2016 COA 7
Colo. Ct. App.2016Background
- Raymond Fetzer received multiple convictions between 1988 and 2000, including several concurrent 20–30 year sentences (some convictions spanning a 12-year period) and an 18‑month consecutive sentence.
- DOC treated Fetzer’s longest concurrent sentence (a 30‑year term effective March 14, 2000) as the "governing" sentence and used that effective date to compute his parole eligibility date (PED).
- Fetzer sought mandamus asking DOC to apply § 17‑22.5‑101’s "one continuous sentence" rule with an effective date of August 12, 1988 (the date of his earliest conviction) to recalculate his PED.
- The trial court dismissed Fetzer’s petition on DOC’s motion; Fetzer appealed.

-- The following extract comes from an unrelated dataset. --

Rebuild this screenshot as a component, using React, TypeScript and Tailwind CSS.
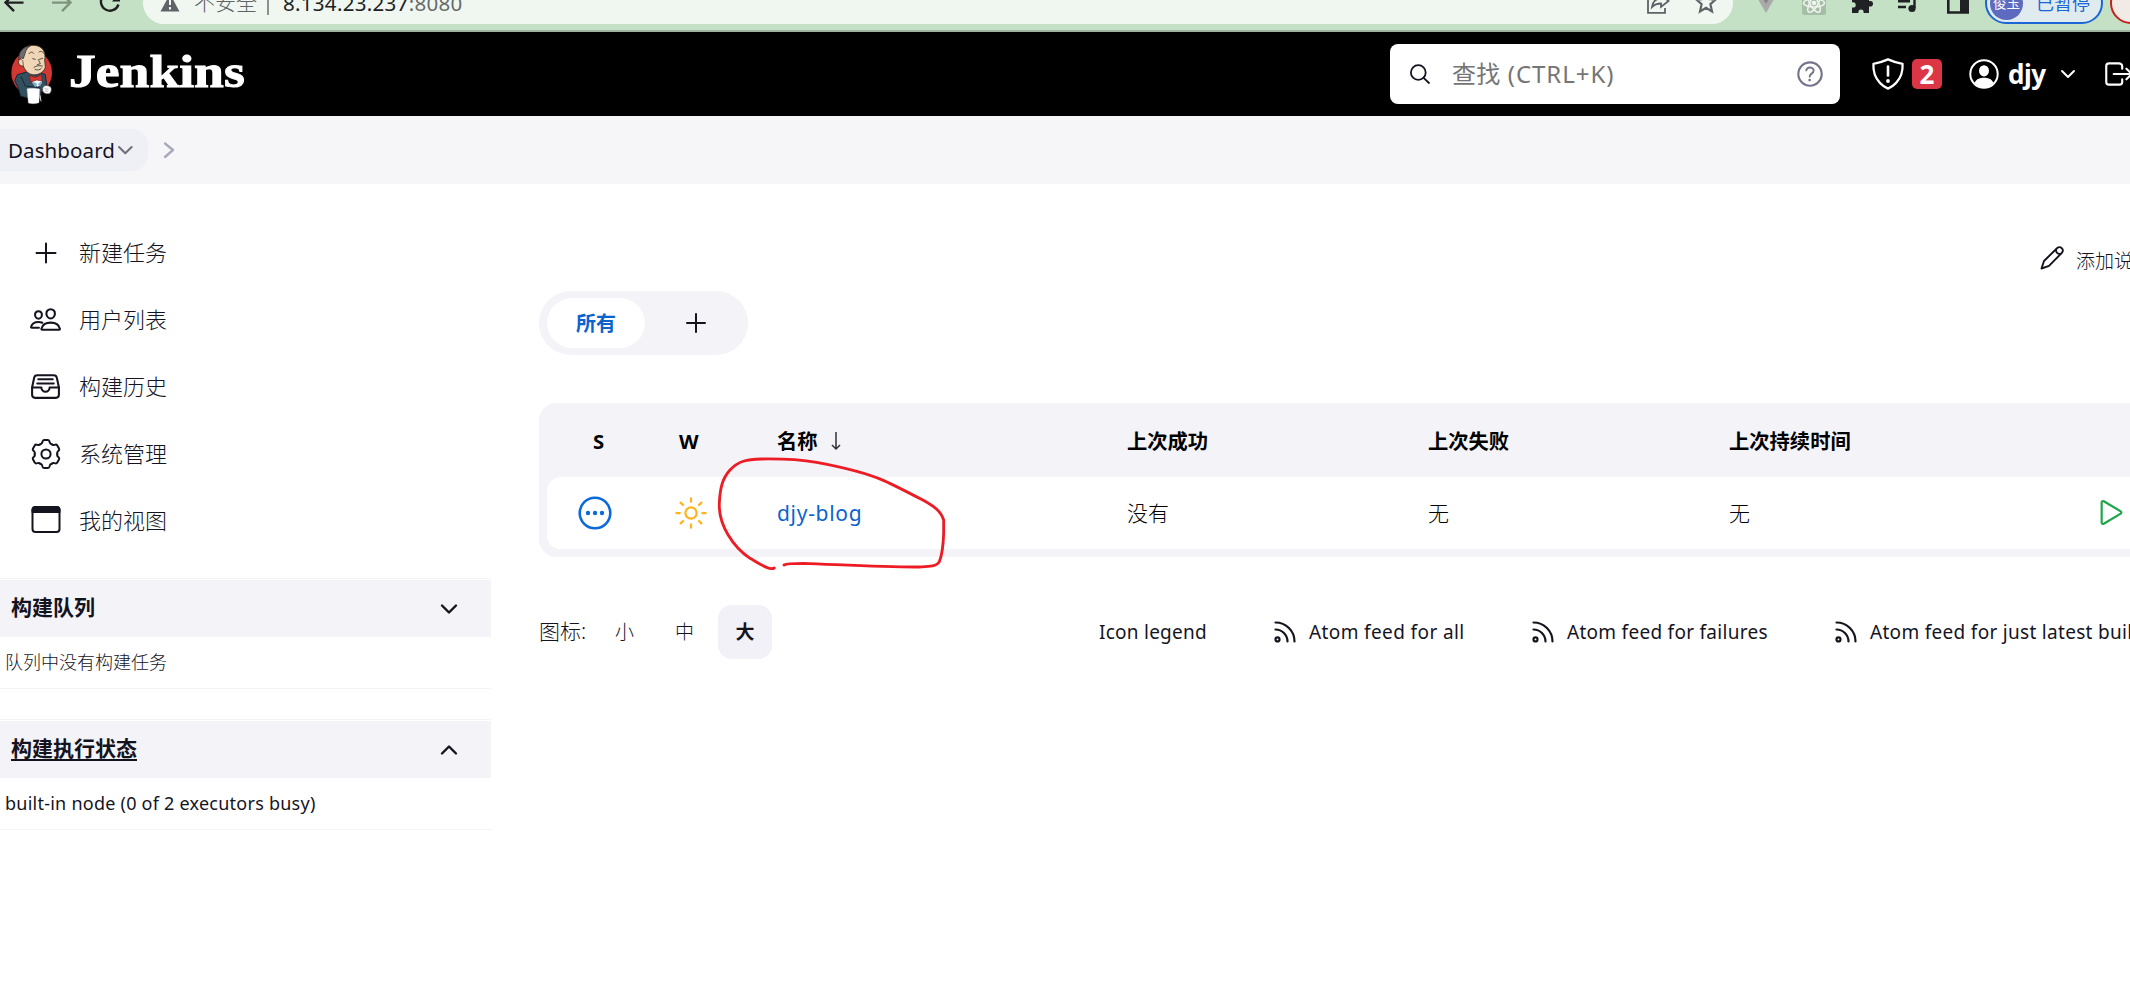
import React from "react";
import {
  IoFileTrayFullOutline,
  IoHelpCircleOutline,
  IoLogOutOutline,
  IoPeopleOutline,
  IoPlayOutline,
  IoShieldOutline,
  IoSunnyOutline,
} from "react-icons/io5";

const svgBase = { fill: "none", stroke: "currentColor", strokeLinecap: "round", strokeLinejoin: "round" } as const;

function BrowserBar() {
  return (
    <div className="h-8 shrink-0 overflow-hidden border-b-2 border-[#9fb5a0] bg-[#c5e1c5]">
      <div className="-mt-[18px] flex h-[42px] items-center whitespace-nowrap">
        <svg className="block h-6 w-[143px] shrink-0" viewBox="0 -9 143 24" {...svgBase} strokeLinecap="butt" strokeLinejoin="miter" strokeWidth="2.4">
          <path d="M23.5 2.6H6M14 -6L5.5 2.6L14 11.2" stroke="#202124" />
          <path d="M52 2.6H70M62 -6L70.500 2.6L62 11.2" stroke="#7e947f" />
          <path d="M118.500 4.500A9 9 0 1 1 116 -5" stroke="#202124" />
          <path d="M112 1.500H120V-8Z" fill="#202124" stroke="none" />
        </svg>
        <div className="flex h-[42px] w-[1590px] shrink-0 items-center rounded-full bg-[#f0f7f1] text-[21px]">
          <svg className="ml-[17px] block h-6 w-5 shrink-0" viewBox="0 -9 20 24">
            <path d="M10 -6L19.500 11.500H.5Z" fill="#5f6368" />
            <path d="M10 0V5M10 7V9.500" stroke="#f0f7f1" strokeWidth="2" />
          </svg>
          <span className="ml-[14px] w-[64px] shrink-0 font-light text-[#5f6368]">不安全</span>
          <span className="ml-[9px] h-6 w-[2px] shrink-0 bg-[#8b918d]" />
          <span className="ml-[14px] text-[20.500px] tracking-[0.300px] text-[#202124]">
            8.134.23.237<span className="text-[#666b68]">:8080</span>
          </span>
          <svg className="ml-auto block h-6 w-6 shrink-0" viewBox="0 -9 24 24" {...svgBase} stroke="#5f6368" strokeWidth="1.800">
            <path d="M6 -4H1V12.800H18V8" strokeLinecap="butt" strokeLinejoin="miter" />
            <path d="M5 7C6 1 9 -1.500 14 -1.500V-5L21.500 1L14 7V3.500C10 3.500 7.500 4.500 5 7Z" strokeLinejoin="miter" />
          </svg>
          <svg className="mr-[15px] ml-[23px] block h-6 w-6 shrink-0" viewBox="0 -9 24 24" fill="none" stroke="#5f6368" strokeWidth="2.200">
            <path d="M12 -7.500L14.800 -1L21.500 -.4L16.400 4.200L18 11.500L12 7.800L6 11.500L7.600 4.200L2.500 -.4L9.200 -1Z" />
          </svg>
        </div>
        <svg className="ml-[22px] block h-6 w-[22px] shrink-0" viewBox="0 -9 22 24">
          <path d="M0 -6H22L11 13Z" fill="#a9aaa9" />
          <path d="M5 -6H17L11 4Z" fill="#858686" />
        </svg>
        <svg className="ml-[25px] block h-6 w-6 shrink-0" viewBox="0 -9 24 24" fill="none">
          <rect y="-9" width="24" height="24" rx="2" fill="#a6bea7" />
          <g stroke="#eef5ee" strokeWidth="1.500" transform="translate(12 3)">
            <ellipse rx="10.500" ry="4" />
            <ellipse rx="10.500" ry="4" transform="rotate(60)" />
            <ellipse rx="10.500" ry="4" transform="rotate(120)" />
            <circle r="1.600" fill="#eef5ee" />
          </g>
        </svg>
        <svg className="ml-[24px] block h-6 w-6 shrink-0" viewBox="0 -9 24 24" fill="#202124">
          <path d="M2 -5H8V-6A2.800 2.800 0 0 1 13.600 -6V-5H19V1H20.200A2.800 2.800 0 0 1 20.200 6.600H19V13H13.600V12A2.600 2.600 0 0 0 8.400 12V13H2V7.600H3A2.700 2.700 0 0 0 3 2.200H2Z" />
        </svg>
        <svg className="ml-[23px] block h-6 w-6 shrink-0" viewBox="0 -9 24 24" fill="none" stroke="#202124" strokeWidth="2.400">
          <path d="M1 -4H13M1 1.300H13M1 7H9M17.500 8V-6H22" />
          <circle cx="15" cy="8.500" r="3.600" fill="#202124" stroke="none" />
        </svg>
        <svg className="ml-[26px] block h-6 w-[22px] shrink-0" viewBox="0 -9 22 24" fill="none">
          <path d="M1.300 -7H20.700V12.500H1.300Z" stroke="#202124" strokeWidth="2.600" />
          <path d="M13 -7H21V12H13Z" fill="#202124" />
        </svg>
        <div className="ml-[16px] flex h-[42px] w-[118px] shrink-0 items-center rounded-full border-2 border-[#1a66d6] bg-[#e0ebf0] pl-[3px]">
          <span className="flex size-[33px] shrink-0 items-center justify-center rounded-full bg-[#5c6bc0] text-[13.500px] text-white">俊玉</span>
          <span className="ml-[13px] text-[18px] text-[#1a66d6]">已暂停</span>
        </div>
        <div className="ml-[7px] h-[42px] w-[90px] shrink-0 rounded-full border-2 border-[#c5221f] bg-[#f1eae5]" />
      </div>
    </div>
  );
}

function JenkinsLogo() {
  return (
    <svg className="ml-[10px] block h-[61px] w-[43px] shrink-0" viewBox="30 130 129 183" strokeLinejoin="round">
      <ellipse cx="95" cy="216" rx="61" ry="66" fill="#d33833" />
      <path d="M52 222L80 214L122 216L136 222L141 262L124 268L122 294L84 292L62 286L55 262L44 240Z" fill="#335061" stroke="#1a2730" strokeWidth="3" />
      <path d="M58 176C54 150 76 133 102 134C130 136 138 156 134 178L136 200C130 218 112 224 98 222C82 220 74 206 70 196C58 198 52 186 58 176Z" fill="#f0d6b7" stroke="#3a2c22" strokeWidth="2.500" />
      <path d="M57 178C54 152 70 138 92 135C80 142 78 150 76 156L70 174L64 172Z" fill="#6d6b6d" stroke="#231f20" strokeWidth="2" />
      <path d="M56 180C60 174 68 176 69 184L70 196" fill="#f0d6b7" stroke="#3a2c22" strokeWidth="2" />
      <g fill="none" stroke="#231f20" strokeWidth="2.200" strokeLinecap="round">
        <path d="M87 159C90 153 98 153 101 158M117 154C123 150 129 153 131 158M98 174L106 176M118 176L128 173M115 177L121 189L112 192" />
        <path d="M102 200C109 195 116 194 127 196" />
        <path d="M105 206C112 210 119 208 124 203" />
      </g>
      <path d="M92 236L108 236L126 238L124 250L112 258L98 248Z" fill="#f7f9fa" />
      <path d="M94 240L106 262L112 250Z" fill="#81b0c4" />
      <path d="M126 240L120 258L114 250Z" fill="#81b0c4" />
      <path d="M88 224L106 230L124 222L127 241L110 238L92 244Z" fill="#d33833" stroke="#7d1714" strokeWidth="2" />
      <path d="M63 228L76 256L122 262" fill="none" stroke="#1a2730" strokeWidth="3" />
      <path d="M81 264C92 262 108 262 119 265L117 306C106 310 94 310 85 307Z" fill="#fff" stroke="#bbb" strokeWidth="1" />
      <path d="M120 284L123 302" stroke="#d9d9d9" strokeWidth="3" />
      <path d="M128 262C132 253 142 253 151 258C156 264 154 276 147 279C139 281 129 277 128 270Z" fill="#fff" stroke="#555" strokeWidth="2" />
      <path d="M134 264L146 266M135 271L145 272" stroke="#777" strokeWidth="1.500" />
    </svg>
  );
}

function Header() {
  return (
    <header className="flex h-[84px] shrink-0 items-center whitespace-nowrap bg-black text-white">
      <JenkinsLogo />
      <div className="ml-[16px] w-[1321px] shrink-0">
        <span className="relative top-[-2px] inline-block origin-left scale-x-[1.165] font-['Liberation_Serif',serif] text-[46px] leading-[60px] font-bold [-webkit-text-stroke:1px_white]">
          Jenkins
        </span>
      </div>
      <div className="flex h-[60px] w-[450px] shrink-0 items-center rounded-lg bg-white pr-[13px] pl-5">
        <svg className="block size-5 shrink-0 text-[#14141f]" viewBox="0 0 20 20" {...svgBase} strokeWidth="1.800">
          <circle cx="8.300" cy="8.500" r="7.400" />
          <path d="M13.600 13.800L19 19" />
        </svg>
        <span className="ml-[22px] text-[24px] text-[#757575]">
          <span className="tracking-[0.300px]">查找</span>
          <span className="tracking-[0.950px]"> (CTRL+K)</span>
        </span>
        <IoHelpCircleOutline className="ml-auto size-[34px] shrink-0 text-[#73738c]" />
      </div>
      <div className="relative ml-[30px] size-9 shrink-0">
        <IoShieldOutline className="size-9" />
        <svg className="absolute inset-0 size-9" viewBox="0 0 36 36" {...svgBase}>
          <path d="M18 10.500V19.500" strokeWidth="2.600" />
          <circle cx="18" cy="25" r="1.900" fill="currentColor" stroke="none" />
        </svg>
      </div>
      <span className="ml-[6px] flex h-[30px] w-[30px] shrink-0 items-center justify-center rounded-[5px] bg-[#dc3545] text-[26px] leading-none font-bold">2</span>
      <svg className="ml-[27px] block size-[30px] shrink-0" viewBox="0 0 30 30" fill="currentColor">
        <circle cx="15" cy="15" r="13.700" fill="none" stroke="currentColor" strokeWidth="2" />
        <ellipse cx="15" cy="11.800" rx="5" ry="5.600" />
        <path d="M5.500 24C7.500 19.500 11.500 18.800 15 18.800C18.500 18.800 22.500 19.500 24.500 24C19 30 11 30 5.500 24Z" />
      </svg>
      <span className="ml-[9px] w-[39px] shrink-0 text-[26px] tracking-[-0.500px] font-bold">djy</span>
      <svg className="ml-[13px] block h-[10px] w-4 shrink-0" viewBox="0 0 16 10" {...svgBase} strokeWidth="2">
        <path d="M2 2L8 8L14 2" />
      </svg>
      <IoLogOutOutline className="ml-[26px] size-[34px] shrink-0" />
    </header>
  );
}

function Breadcrumbs() {
  return (
    <nav className="flex h-[68px] shrink-0 items-center bg-[#f6f6f8] text-[#14141f]">
      <div className="-ml-4 flex h-[42px] w-[164px] shrink-0 items-center rounded-[16px] bg-[#efeff6] pl-[24px]">
        <span className="w-[109px] text-[20.500px] tracking-[0.100px]">Dashboard</span>
        <svg className="block h-[10px] w-4 shrink-0 text-[#6f6f78]" viewBox="0 0 16 10" {...svgBase} strokeWidth="2">
          <path d="M2 2L8.300 8.300L14.600 2" />
        </svg>
      </div>
      <svg className="ml-[14px] block h-[18px] w-[14px] text-[#a9a9bd]" viewBox="0 0 14 18" {...svgBase} strokeWidth="2.400">
        <path d="M3 2.500L11 9L3 16" />
      </svg>
    </nav>
  );
}

const gearAngles = [0, 60, 120, 180, 240, 300];

const tasks = [
  {
    label: "新建任务",
    icon: (
      <svg className="size-[30px]" viewBox="0 0 30 30" {...svgBase} strokeWidth="2">
        <path d="M15 5.500V24.500M5.500 15H24.500" />
      </svg>
    ),
  },
  { label: "用户列表", icon: <IoPeopleOutline className="size-[33px] shrink-0" strokeWidth="6" /> },
  { label: "构建历史", icon: <IoFileTrayFullOutline className="size-[33px] shrink-0" /> },
  {
    label: "系统管理",
    icon: (
      <svg className="size-8" viewBox="-16 -16 32 32" {...svgBase} strokeWidth="2">
        {gearAngles.map((a) => (
          <path
            key={a}
            transform={`rotate(${a})`}
            d="M-5.650 -9.800Q-4 -10 -3.600 -12L-3.400 -12.800Q-3 -14 -1.700 -14H1.700Q3 -14 3.400 -12.800L3.600 -12Q4 -10 5.650 -9.800"
          />
        ))}
        <circle r="4.600" />
      </svg>
    ),
  },
  {
    label: "我的视图",
    icon: (
      <svg className="-mt-[3px] size-[30px]" viewBox="0 0 30 30" {...svgBase} strokeWidth="2">
        <rect x="1.500" y="3" width="27" height="25" rx="3" />
        <path d="M1.500 8V6A3 3 0 0 1 4.500 3H25.500A3 3 0 0 1 28.500 6V8Z" fill="currentColor" />
      </svg>
    ),
  },
];

function Pane({ title, open, underline, children }: { title: string; open: boolean; underline?: boolean; children: React.ReactNode }) {
  return (
    <section className="mb-[30px] border-y border-[#f3f3f8]">
      <div className="mt-[1px] flex h-[57px] items-center bg-[#f3f3f8] pr-[33px] pl-[11px]">
        <span className={underline ? "-mt-[2px] text-[21px] font-bold underline decoration-2 underline-offset-[3px]" : "-mt-[2px] text-[21px] font-bold"}>{title}</span>
        <svg className="ml-auto block h-3 w-[18px]" viewBox="0 0 18 12" {...svgBase} strokeWidth="2.400">
          <path d={open ? "M2 9.500L9 2.500L16 9.500" : "M2 2.500L9 9.500L16 2.500"} />
        </svg>
      </div>
      <div className="flex h-[51px] items-center pl-[5px] text-[18px]">{children}</div>
    </section>
  );
}

function Sidebar() {
  return (
    <aside className="w-[491px] shrink-0 pt-[35px] whitespace-nowrap">
      <div className="mb-[24px]">
        {tasks.map((t) => (
          <div key={t.label} className="flex h-[67px] items-center">
            <span className="ml-[28px] flex w-[35px] justify-center">{t.icon}</span>
            <span className="ml-[16px] text-[22px] font-light">{t.label}</span>
          </div>
        ))}
      </div>
      <Pane title="构建队列" open={false}>
        <span className="font-light">队列中没有构建任务</span>
      </Pane>
      <Pane title="构建执行状态" open underline>
        <span className="text-[18px] tracking-[0.240px]">built-in node (0 of 2 executors busy)</span>
      </Pane>
    </aside>
  );
}

function JobTable() {
  const cols = "grid grid-cols-[88px_89px_350px_301px_301px_371px_80px] items-center";
  return (
    <div className="relative w-[1640px] rounded-[18px] bg-[#f3f3f8] p-2 pt-0 text-black">
      <div className={cols + " h-[74px] pt-[2px] text-[20.300px] font-bold"}>
        <span className="pl-[46px]">S</span>
        <span className="pl-[44px]">W</span>
        <span className="flex items-center pl-[53px]">
          名称
          <svg className="ml-[12px] block h-5 w-3" viewBox="0 0 12 20" fill="none" stroke="#333" strokeWidth="1.500">
            <path d="M6 1V18M2 14L6 18L10 14" />
          </svg>
        </span>
        <span className="pl-[53px]">上次成功</span>
        <span className="pl-[53px]">上次失败</span>
        <span className="pl-[53px]">上次持续时间</span>
        <span />
      </div>
      <div className={cols + " h-[72px] rounded-[14px] bg-white text-[21px]"}>
        <svg className="ml-[31px] block size-[34px] text-[#0b6adb]" viewBox="0 0 34 34" fill="currentColor">
          <circle cx="17" cy="17" r="15.300" fill="none" stroke="currentColor" strokeWidth="2.600" />
          <circle cx="10" cy="17" r="2.200" />
          <circle cx="17" cy="17" r="2.200" />
          <circle cx="24" cy="17" r="2.200" />
        </svg>
        <IoSunnyOutline className="ml-[38px] size-9 text-[#ffb41f]" strokeWidth="6" />
        <span className="pt-[1px] pl-[53px] tracking-[0.700px] text-[#0b63ce]">djy-blog</span>
        <span className="pt-[1px] pl-[53px] font-light">没有</span>
        <span className="pt-[1px] pl-[53px] font-light">无</span>
        <span className="pt-[1px] pl-[53px] font-light">无</span>
        <IoPlayOutline className="ml-[47px] size-[35px] -translate-y-px text-[#1ea64b]" />
      </div>
      <svg className="pointer-events-none absolute top-[50px] left-[170px] h-[130px] w-[250px]" viewBox="567 549 750 390" {...svgBase} stroke="#ed1c24" strokeWidth="8.500">
        <path d="M763 894C750 902 725 885 690 865C640 832 595 765 598 700C600 655 607 625 630 600C655 573 680 568 724 567C790 566 830 567 890 577C960 590 1035 607 1090 631C1130 649 1170 670 1210 691C1240 708 1262 722 1271 750V790C1270 820 1268 850 1258 875C1250 890 1225 890 1200 891C1100 892 980 885 850 880C825 880 800 880 792 885" />
      </svg>
    </div>
  );
}

function RssIcon() {
  return (
    <svg className="block size-6 shrink-0" viewBox="0 0 24 24" {...svgBase} strokeWidth="2.200">
      <path d="M2.500 2.500C13 2.500 21.500 11 21.500 21.500M2.500 9.500C9 9.500 14.500 15 14.500 21.500" />
      <circle cx="4.500" cy="19.400" r="2" />
    </svg>
  );
}

function Footer() {
  return (
    <div className="mt-[48px] flex h-[54px] items-center text-[19px] whitespace-nowrap">
      <span className="w-[76px] shrink-0 text-[21px] font-light">图标:</span>
      <span className="w-[60px] shrink-0 font-light">小</span>
      <span className="w-[43px] shrink-0 font-light">中</span>
      <span className="flex size-[54px] shrink-0 items-center justify-center rounded-[14px] bg-[#f1f1f7] font-bold">大</span>
      <span className="ml-[327px] w-[174px] shrink-0 tracking-[0.250px]">Icon legend</span>
      <RssIcon />
      <span className="ml-[12px] w-[222px] shrink-0 tracking-[0.380px]">Atom feed for all</span>
      <RssIcon />
      <span className="ml-[12px] w-[267px] shrink-0 tracking-[0.280px]">Atom feed for failures</span>
      <RssIcon />
      <span className="ml-[12px] shrink-0 tracking-[0.300px]">Atom feed for just latest builds</span>
    </div>
  );
}

function Main() {
  return (
    <main className="ml-[48px] flex min-w-0 flex-1 flex-col overflow-hidden">
      <div className="mt-[60px] flex h-[32px] shrink-0 items-center pl-[1501px] whitespace-nowrap">
        <svg className="-mt-[4px] block size-6 shrink-0" viewBox="0 0 24 24" {...svgBase} strokeWidth="1.900">
          <path d="M1.500 22.500L4 15L17 2.200C18.600.8 20.500 1 21.800 2.200C23.200 3.700 23 5.600 21.700 7L9 19.800Z" />
          <path d="M16 4C16 6.500 17.500 8 20 8" />
        </svg>
        <span className="ml-[12px] pt-[3px] text-[19px] font-light">添加说明</span>
      </div>
      <div className="mt-[15px] flex h-[64px] w-[209px] shrink-0 items-center rounded-full bg-[#f3f3f8] p-2">
        <span className="flex h-[50px] w-[98px] items-center justify-center rounded-full bg-white pt-[2px] text-[20px] font-bold text-[#0b63ce]">所有</span>
        <svg className="ml-[41px] block size-5" viewBox="0 0 20 20" {...svgBase} strokeWidth="2">
          <path d="M10 1V19M1 10H19" />
        </svg>
      </div>
      <div className="mt-[48px]">
        <JobTable />
      </div>
      <Footer />
    </main>
  );
}

export default function App() {
  return (
    <div className="flex h-screen w-full flex-col overflow-hidden bg-white font-['Noto_Sans','Noto_Sans_CJK_SC',sans-serif] text-[#14141f]">
      <BrowserBar />
      <Header />
      <Breadcrumbs />
      <div className="flex min-h-0 flex-1">
        <Sidebar />
        <Main />
      </div>
    </div>
  );
}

- The appellate court considered whether § 17‑22.5‑101 requires treating concurrent sentences with different effective dates as one continuous composite sentence for PED purposes, reversing the dismissal and remanding for recalculation.
Issues
| Issue | Plaintiff's Argument | Defendant's Argument | Held |
|---|---|---|---|
| Does § 17‑22.5‑101’s "one continuous sentence" rule apply to concurrent sentences with different effective dates? | § 17‑22.5‑101 applies to all sentences; DOC must aggregate concurrent and consecutive sentences and use the earliest effective date to compute PED. | Nowak applies only to consecutive sentences; for concurrent sentences DOC may use the governing‑sentence method (longest concurrent sentence) and its effective date. | The statute is not limited to consecutive sentences; DOC must construe all sentences as a composite continuous sentence and may not treat the longest concurrent sentence as the composite length or sole effective date. |
| When concurrent sentences have different effective dates, which effective date governs the composite sentence for PED calculation? | Use the earliest (initial conviction) effective date so the composite sentence commences at the earliest date. | The governing sentence’s effective date (most recently imposed longest sentence) governs. | Concurrent sentences that begin at different times do not commence simultaneously; the composite sentence commences on the initial conviction’s effective date — DOC’s use of the latest effective date was incorrect. |
| Is the governing‑sentence method a valid substitute for composite sentence length calculation? | Governing‑sentence analysis governs which parole provisions/credit scheme apply, not composite sentence length; concurrent sentences run together only while overlapping. | Governing‑sentence method properly defines composite sentence length as the longest concurrent sentence. | Governing‑sentence method determines applicable parole provisions/credit scheme, not the composite duration; DOC erred by reading composite length as simply the longest concurrent sentence. |
| Is mandamus relief appropriate to compel recalculation of PED? | Yes — statutory duty to compute PED correctly under § 17‑22.5‑101; no adequate alternative remedy. | DOC did not dispute mandamus was improper to challenge calculation here. | Mandamus is appropriate because DOC has a nondiscretionary duty to calculate PED correctly; court remanded for recalculation. |
Key Cases Cited
- Nowak v. Suthers, 320 P.3d 340 (Colo. 2014) (§ 17‑22.5‑101 requires construing multiple sentences as one continuous sentence for PED calculation)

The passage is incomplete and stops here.